Which Pitcher Stats Have Relevance This Early (With a Note on Clayton Kershaw)

April 14, 2017

It’s very frustrating to do baseball analysis in the offseason — there’s no actual baseball to analyze! It’s very frustrating to do baseball analysis during spring training — the results don’t matter and we don’t get all the same stats! It’s very frustrating to do baseball analysis in the first few weeks — it’s all a small sample size! The lesson overall? It’s very frustrating to do baseball analysis.

But it’s also very rewarding, and so we make a go of it even when we’ve barely completed 10 games of a 162-game season. One thing to which we turn at this point of the season is pitch velocity and movement. My personal sense is that these things become meaningful quickly. Very quickly.

While there’s research that has pushed me in that direction, I hadn’t seen work that looked at precisely how quickly movement and velocity stats stabilize, or become meaningful. So I asked Brian Cartwright to run the numbers.

First, what Cartwright did was to select players who had at reached a certain sample threshold for a metric. For each, he then selected a random number of events at each step (20, 40, 60…) then cut the sample in half and compared the two halves. This process ensured that, at each step, the exact same players, each with the exact same sample size, were used in the comparison. Then he summed the results for all players, and used a Pearson test to find correlations between each cumulative half. These are random samples, so he then reran each test 20 times before returning to the mean.

What you see below is the threshold for each stat at which the stat itself predicts more of the player’s future than the league average (the r-squared is over .5). In other words, the relevant stat becomes meaningful for future projections. It’s not immutable, it may change in many cases, but it’s stable and believable.

Stabilization Rates for PITCHf/x Stats

Stat	Denominator	Stable At
Sinker Velocity	Sinkers	10
Sinker Horizontal Move	Sinkers	10
Sinker Vertical Move	Sinkers	10
Changeup Velocity	Changeups	10
Changeup Horizontal Move	Changeups	10
Changeup Vertical Move	Changeups	10
Contact%	Swings	40
Changeup Contact%	Changeup swings	50
Sinker Contact%	Sinker swings	70
O-Zone Swing%	Pitches outside of zone	120
First Strike	First pitches	250
Zone%	Pitches	330

SOURCE: 2013 PITCHf/x

There are, of course, more than a few caveats with this sort of work. The spread on velocity stats — on the actual, most seen velocity — goes from 88 to 95 or so. A half-tick is meaningful, and so narrowly missing the mark, predictively, might be more meaningful with velocity and movement than it would be with other stats.

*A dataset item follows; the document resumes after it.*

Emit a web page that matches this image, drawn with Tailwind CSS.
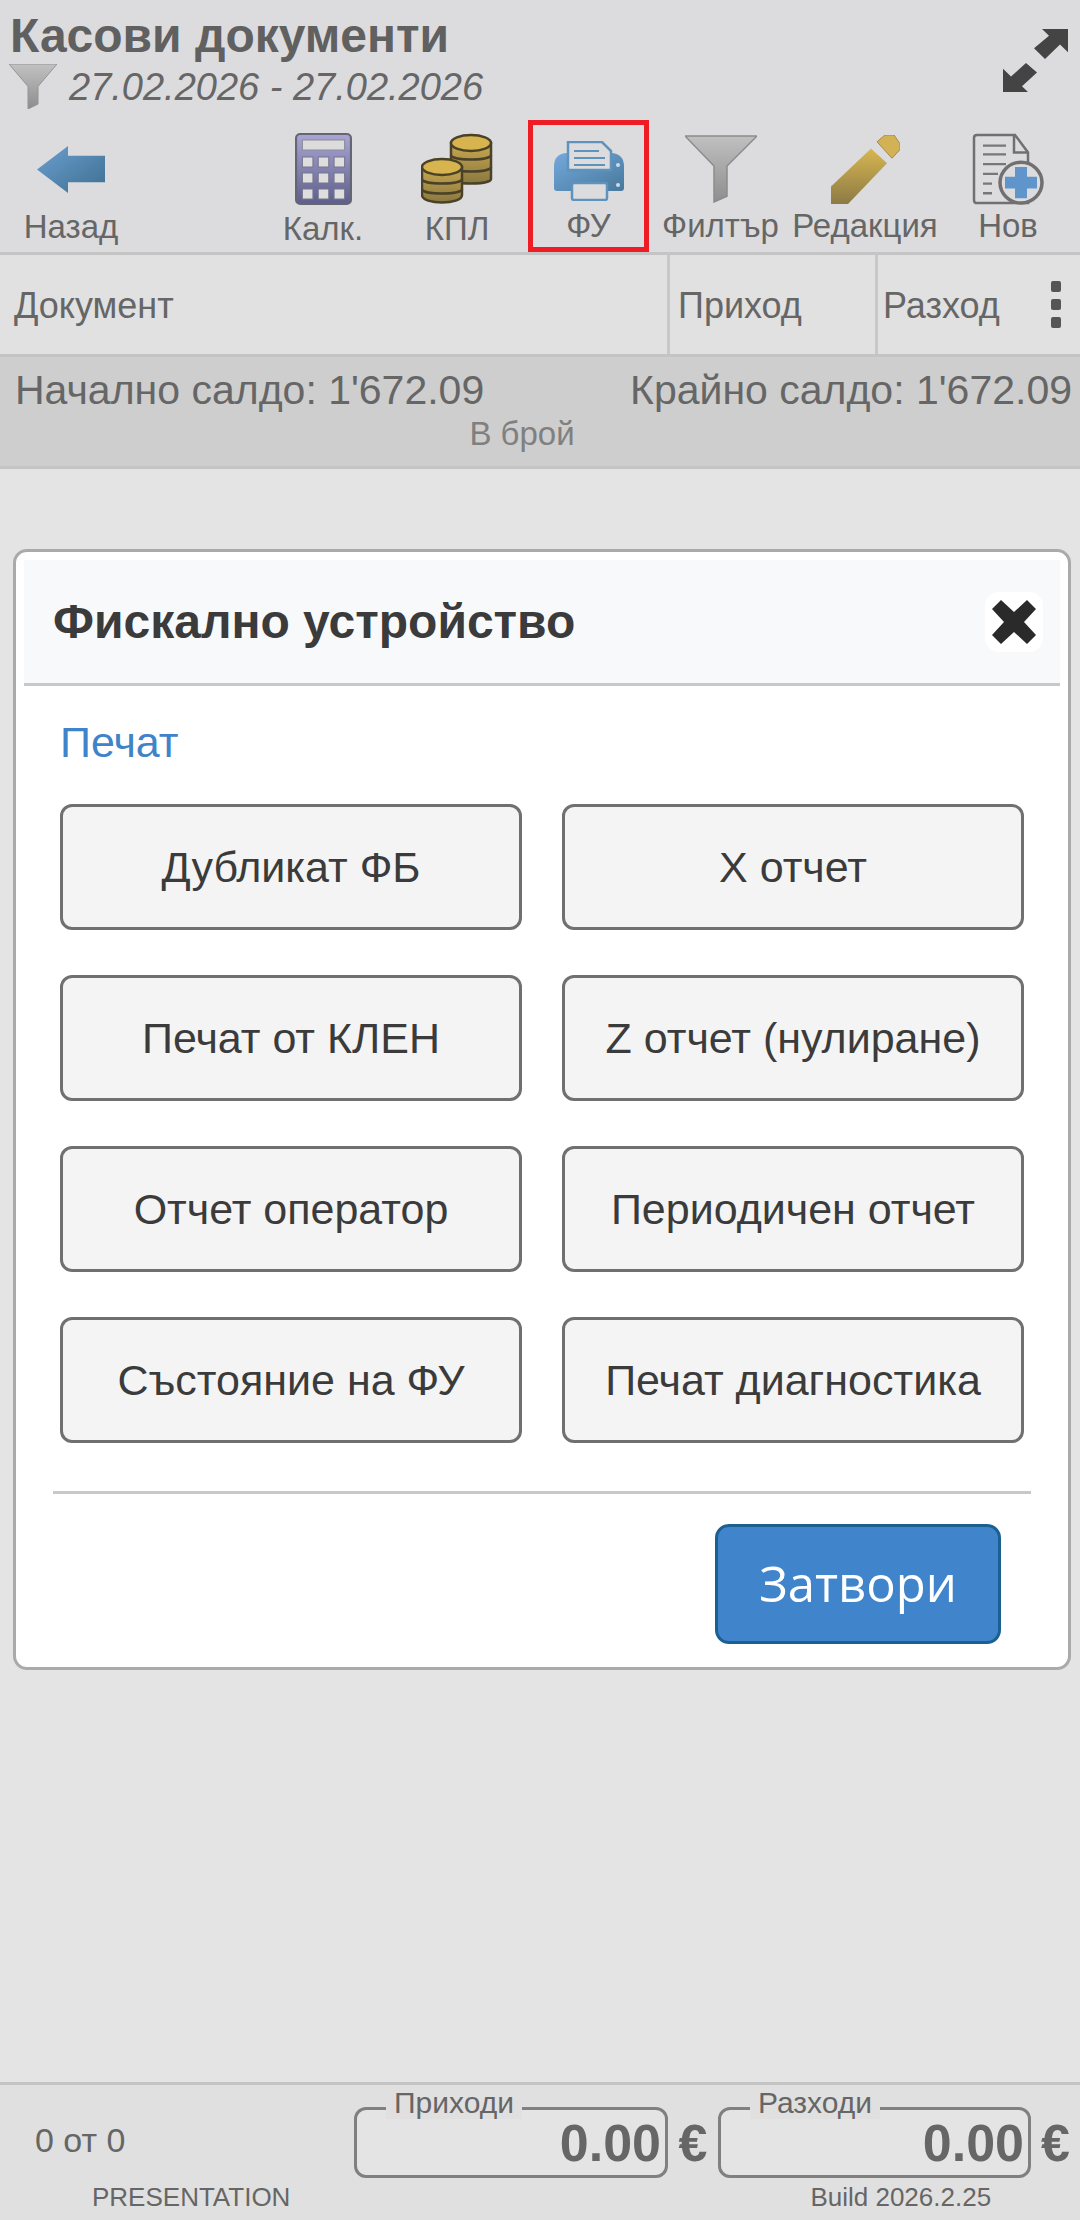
<!DOCTYPE html>
<html lang="bg">
<head>
    <meta charset="UTF-8">
    <title>Касови документи</title>
    <script src="https://cdn.jsdelivr.net/npm/@tailwindcss/browser@4"></script>
</head>
<body class="bg-[#e4e4e4] font-['Liberation_Sans',sans-serif] text-[#666666]">
<div class="w-[1080px] h-[2220px] flex flex-col overflow-hidden">

    <!-- Header -->
    <header class="bg-[#dcdcde] h-[255px] border-b-[3px] border-[#c4c4c4] shrink-0 flex flex-col">
        <div class="h-[123px] flex justify-between">
            <div class="pl-[10px] pt-[12px]">
                <h1 class="text-[48px] leading-[48px] font-bold text-[#606060]">Касови документи</h1>
                <div class="flex items-start mt-[4px]">
                    <svg class="w-[48px] h-[45px] ml-[-1px]" viewBox="0 0 48 46" preserveAspectRatio="none">
                        <defs><linearGradient id="fs" x1="0" y1="0" x2="0" y2="1"><stop offset="0" stop-color="#c2c2c2"/><stop offset="1" stop-color="#8c8c8c"/></linearGradient></defs>
                        <path d="M0 0H48L29 23V41L19 46V23Z" fill="url(#fs)" stroke="#949494" stroke-width="1"/>
                    </svg>
                    <span class="ml-[12px] mt-[2px] text-[38px] leading-[42px] italic text-[#666666]">27.02.2026 - 27.02.2026</span>
                </div>
            </div>
            <svg class="w-[65px] h-[64px] mt-[28px] mr-[12px]" viewBox="0 0 65 66" preserveAspectRatio="none" fill="#444444">
                <path d="M65 1V25L57 17L42 32L31 21L46 8L39 1Z"/>
                <path d="M0 66V42L8 50L23 36L34 46L19 60L25 66Z"/>
            </svg>
        </div>

        <!-- Toolbar -->
        <nav class="flex-1 flex text-[33px] leading-[36px] text-[#666666]">
            <div class="w-[142px] flex flex-col items-center">
                <svg class="w-[68px] h-[47px] mt-[26px]" viewBox="0 0 68 48" preserveAspectRatio="none">
                    <defs><linearGradient id="ar" x1="0" y1="0" x2="1" y2="1"><stop offset="0" stop-color="#6a9fd0"/><stop offset="1" stop-color="#3f6f90"/></linearGradient></defs>
                    <path d="M0 24L31 0V10H68V37H31V48Z" fill="url(#ar)"/>
                </svg>
                <span class="mt-[16px]">Назад</span>
            </div>
            <div class="w-[118px]"></div>
            <div class="w-[126px] flex flex-col items-center">
                <svg class="w-[57px] h-[72px] mt-[13px]" viewBox="0 0 54 72" preserveAspectRatio="none">
                    <defs><linearGradient id="ca" x1="0" y1="0" x2="0" y2="1"><stop offset="0" stop-color="#a9a6d6"/><stop offset="1" stop-color="#5e5e8c"/></linearGradient></defs>
                    <rect x="1" y="1" width="52" height="70" rx="4" fill="url(#ca)" stroke="#666670" stroke-width="2"/>
                    <rect x="7" y="7" width="40" height="10" fill="#dcdcdc" stroke="#8d8d96"/>
                    <g fill="#dedede" stroke="#77778c">
                        <rect x="7" y="24" width="10" height="10"/><rect x="22" y="24" width="10" height="10"/><rect x="37" y="24" width="10" height="10"/>
                        <rect x="7" y="40" width="10" height="10"/><rect x="22" y="40" width="10" height="10"/><rect x="37" y="40" width="10" height="10"/>
                        <rect x="7" y="56" width="10" height="10"/><rect x="22" y="56" width="10" height="10"/><rect x="37" y="56" width="10" height="10"/>
                    </g>
                </svg>
                <span class="mt-[6px]">Калк.</span>
            </div>
            <div class="w-[142px] flex flex-col items-center">
                <svg class="w-[72px] h-[72px] mt-[13px]" viewBox="0 0 72 72" stroke="#4a4228" stroke-width="2.5">
                    <defs>
                        <linearGradient id="co" x1="0" y1="0" x2="0" y2="1"><stop offset="0" stop-color="#c9a94f"/><stop offset="1" stop-color="#8a7840"/></linearGradient>
                    </defs>
                    <path d="M30 10V46C30 52 70 52 70 46V10Z" fill="url(#co)"/>
                    <path d="M30 22C30 28 70 28 70 22M30 34C30 40 70 40 70 34" fill="none"/>
                    <ellipse cx="50" cy="10" rx="20" ry="8" fill="#d8b44f"/>
                    <path d="M1 34V62C1 72 41 72 41 62V34Z" fill="url(#co)"/>
                    <path d="M1 46C1 52 41 52 41 46M1 56C1 62 41 62 41 56" fill="none"/>
                    <ellipse cx="21" cy="34" rx="20" ry="8" fill="#d8b44f"/>
                </svg>
                <span class="mt-[6px]">КПЛ</span>
            </div>
            <div class="w-[121px] h-[132px] border-[5px] border-[#ee1c25] flex flex-col items-center">
                <svg class="w-[72px] h-[60px] mt-[16px]" viewBox="0 0 72 60">
                    <defs><linearGradient id="pr" x1="0" y1="0" x2="1" y2="1"><stop offset="0" stop-color="#74a9dc"/><stop offset="1" stop-color="#47789c"/></linearGradient></defs>
                    <path d="M14 12H58C66 12 71 17 71 25V47C71 49 70 50 68 50H4C2 50 1 49 1 47V25C1 17 6 12 14 12Z" fill="url(#pr)"/>
                    <path d="M15 1H49L58 10V29H15Z" fill="#dcdcde" stroke="#5d93bd" stroke-width="2.5"/>
                    <path d="M21 10H46M21 17H52M21 24H52" stroke="#5d93bd" stroke-width="2"/>
                    <rect x="19" y="42" width="35" height="17" rx="2" fill="#dcdcde" stroke="#5d93bd" stroke-width="2.5"/>
                    <circle cx="65" cy="24" r="2" fill="#cfdbe6"/><circle cx="65" cy="44" r="2" fill="#cfdbe6"/>
                </svg>
                <span class="mt-[7px]">ФУ</span>
            </div>
            <div class="w-[143px] flex flex-col items-center">
                <svg class="w-[72px] h-[68px] mt-[15px]" viewBox="0 0 72 70" preserveAspectRatio="none">
                    <defs><linearGradient id="fl" x1="0" y1="0" x2="0" y2="1"><stop offset="0" stop-color="#c0c0c0"/><stop offset="1" stop-color="#8e8e8e"/></linearGradient></defs>
                    <path d="M0 1H72L42 32V63L29 69V32Z" fill="url(#fl)" stroke="#8c8c8c" stroke-width="1.5"/>
                </svg>
                <span class="mt-[5px]">Филтър</span>
            </div>
            <div class="w-[146px] flex flex-col items-center">
                <svg class="w-[69px] h-[69px] mt-[15px]" viewBox="0 0 69 71" preserveAspectRatio="none">
                    <defs><linearGradient id="pe" x1="0" y1="0" x2="0" y2="1"><stop offset="0" stop-color="#d8b650"/><stop offset="1" stop-color="#8c7a45"/></linearGradient></defs>
                    <path d="M0 53L40 14L56 29L17 71H0Z" fill="url(#pe)"/>
                    <path d="M46 7L54 0H63L69 9V15L61 24Z" fill="#d3b255" stroke="#a08a4c"/>
                </svg>
                <span class="mt-[4px]">Редакция</span>
            </div>
            <div class="w-[140px] flex flex-col items-center">
                <svg class="w-[72px] h-[72px] mt-[13px]" viewBox="0 0 72 74" preserveAspectRatio="none">
                    <path d="M5 2H43L56 20V72H5C3 72 2 71 2 69V5C2 3 3 2 5 2Z" fill="none" stroke="#707070" stroke-width="2.5"/>
                    <path d="M42 2V20H56" fill="none" stroke="#707070" stroke-width="2.5"/>
                    <path d="M11 13H34M11 22H34M11 32H34M11 42H26M11 52H20M11 62H20" stroke="#777777" stroke-width="2.5"/>
                    <circle cx="49" cy="51" r="21" fill="#dcdcde" stroke="#707070" stroke-width="3.5"/>
                    <path d="M43 35H55V45H65V57H55V67H43V57H33V45H43Z" fill="#5f95cb"/>
                </svg>
                <span class="mt-[3px]">Нов</span>
            </div>
        </nav>
    </header>

    <!-- Table head -->
    <div class="h-[102px] shrink-0 flex bg-[#e1e1e1] border-b-[3px] border-[#c4c4c4] text-[36px] items-stretch">
        <div class="w-[667px] flex items-center pl-[14px] pt-[2px]">Документ</div>
        <div class="w-[208px] flex items-center pl-[8px] pt-[2px] border-l-[3px] border-[#c8c8c8]">Приход</div>
        <div class="flex-1 flex items-center justify-between pl-[5px] pr-[19px] border-l-[3px] border-[#c8c8c8]">
            <span class="pt-[2px]">Разход</span>
            <div class="flex flex-col gap-[7px]">
                <span class="w-[10px] h-[11px] rounded-[2px] bg-[#555555]"></span>
                <span class="w-[10px] h-[11px] rounded-[2px] bg-[#555555]"></span>
                <span class="w-[10px] h-[11px] rounded-[2px] bg-[#555555]"></span>
            </div>
        </div>
    </div>

    <!-- Balance -->
    <div class="h-[112px] shrink-0 bg-[#cecece] border-b-[3px] border-[#c4c4c4] pl-[15px] pr-[8px] pt-[12px]">
        <div class="flex justify-between text-[41px] leading-[42px] text-[#666666]">
            <span>Начално салдо: 1'672.09</span>
            <span>Крайно салдо: 1'672.09</span>
        </div>
        <div class="text-center text-[33px] leading-[36px] mt-[5px] pr-[43px] text-[#808080]">В брой</div>
    </div>

    <!-- Dialog -->
    <main class="flex-1 pl-[13px] pt-[80px] pr-[9px]">
        <section class="h-[1121px] bg-white border-[3px] border-[#aaaaaa] rounded-[14px] p-[8px]">
            <div class="h-[126px] bg-[#f8f9fb] border-b-[3px] border-[#c8c8c8] flex items-center justify-between pl-[29px] pr-[17px]">
                <h2 class="text-[48px] font-bold text-[#3b3b3b]">Фискално устройство</h2>
                <div class="w-[58px] h-[60px] rounded-[14px] bg-white flex items-center justify-center">
                    <svg class="w-[46px] h-[46px]" viewBox="0 0 46 46"><path d="M10 1L23 13L36 1L45 10L33 23L45 36L36 45L23 33L10 45L1 36L13 23L1 10Z" fill="#2a2a2a"/></svg>
                </div>
            </div>
            <div class="pl-[36px]">
                <h3 class="text-[43px] leading-[44px] mt-[34px] text-[#3f83ca]">Печат</h3>
                <div class="grid grid-cols-2 gap-x-[40px] gap-y-[45px] mt-[40px] w-[964px] text-[43px] text-[#3b3b3b]">
                    <button class="h-[126px] bg-[#f4f4f4] border-[3px] border-[#707070] rounded-[12px]">Дубликат ФБ</button>
                    <button class="h-[126px] bg-[#f4f4f4] border-[3px] border-[#707070] rounded-[12px]">X отчет</button>
                    <button class="h-[126px] bg-[#f4f4f4] border-[3px] border-[#707070] rounded-[12px]">Печат от КЛЕН</button>
                    <button class="h-[126px] bg-[#f4f4f4] border-[3px] border-[#707070] rounded-[12px]">Z отчет (нулиране)</button>
                    <button class="h-[126px] bg-[#f4f4f4] border-[3px] border-[#707070] rounded-[12px]">Отчет оператор</button>
                    <button class="h-[126px] bg-[#f4f4f4] border-[3px] border-[#707070] rounded-[12px]">Периодичен отчет</button>
                    <button class="h-[126px] bg-[#f4f4f4] border-[3px] border-[#707070] rounded-[12px]">Състояние на ФУ</button>
                    <button class="h-[126px] bg-[#f4f4f4] border-[3px] border-[#707070] rounded-[12px]">Печат диагностика</button>
                </div>
            </div>
            <div class="mx-[29px] mt-[48px] border-t-[3px] border-[#c8c8c8] flex justify-end pr-[30px] pt-[30px]">
                <button class="w-[286px] h-[120px] bg-[#4085cc] border-[3px] border-[#1c6091] rounded-[14px] text-white text-[49px] font-['Open_Sans',sans-serif]">Затвори</button>
            </div>
        </section>
    </main>

    <!-- Footer -->
    <footer class="h-[138px] shrink-0 bg-[#e0e0e0] border-t-[3px] border-[#c4c4c4] flex flex-col">
        <div class="flex h-[97px]">
            <div class="w-[354px] pl-[35px] pt-[37px] text-[34px] leading-[36px]">0 от 0</div>
            <div class="relative w-[314px] h-[71px] mt-[22px] border-[3px] border-[#808080] rounded-[12px] bg-[#e4e4e4] flex items-center justify-end pr-[4px] text-[52px] font-bold leading-none">
                0.00
                <span class="absolute left-[29px] top-[-23px] px-[8px] bg-[#e0e0e0] text-[30px] leading-[32px] font-normal text-[#666666]">Приходи</span>
            </div>
            <div class="w-[50px] text-center text-[52px] font-bold leading-none mt-[32px]">€</div>
            <div class="relative w-[313px] h-[71px] mt-[22px] border-[3px] border-[#808080] rounded-[12px] bg-[#e4e4e4] flex items-center justify-end pr-[4px] text-[52px] font-bold leading-none">
                0.00
                <span class="absolute left-[29px] top-[-23px] px-[8px] bg-[#e0e0e0] text-[30px] leading-[32px] font-normal text-[#666666]">Разходи</span>
            </div>
            <div class="w-[49px] text-center text-[52px] font-bold leading-none mt-[32px]">€</div>
        </div>
        <div class="flex text-[26px] leading-[30px]">
            <span class="ml-[92px]">PRESENTATION</span>
            <span class="ml-[520px]">Build 2026.2.25</span>
        </div>
    </footer>
</div>
</body>
</html>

There’s no guarantee, of course, that a pitcher is certain to maintain the same sinker velocity or contact rate after reaching the sample size at which those two metrics become stable. Rather, what these thresholds signify are points at which the numbers produced by that pitcher so far describe more of the variance going forward than league-average numbers would. In other words, these stats have become meaningful at these (rounded to the nearest ten) benchmarks. For analysis, I treat it as a simple nudge towards the types of stats we can look at in smaller samples, not some sort of bible.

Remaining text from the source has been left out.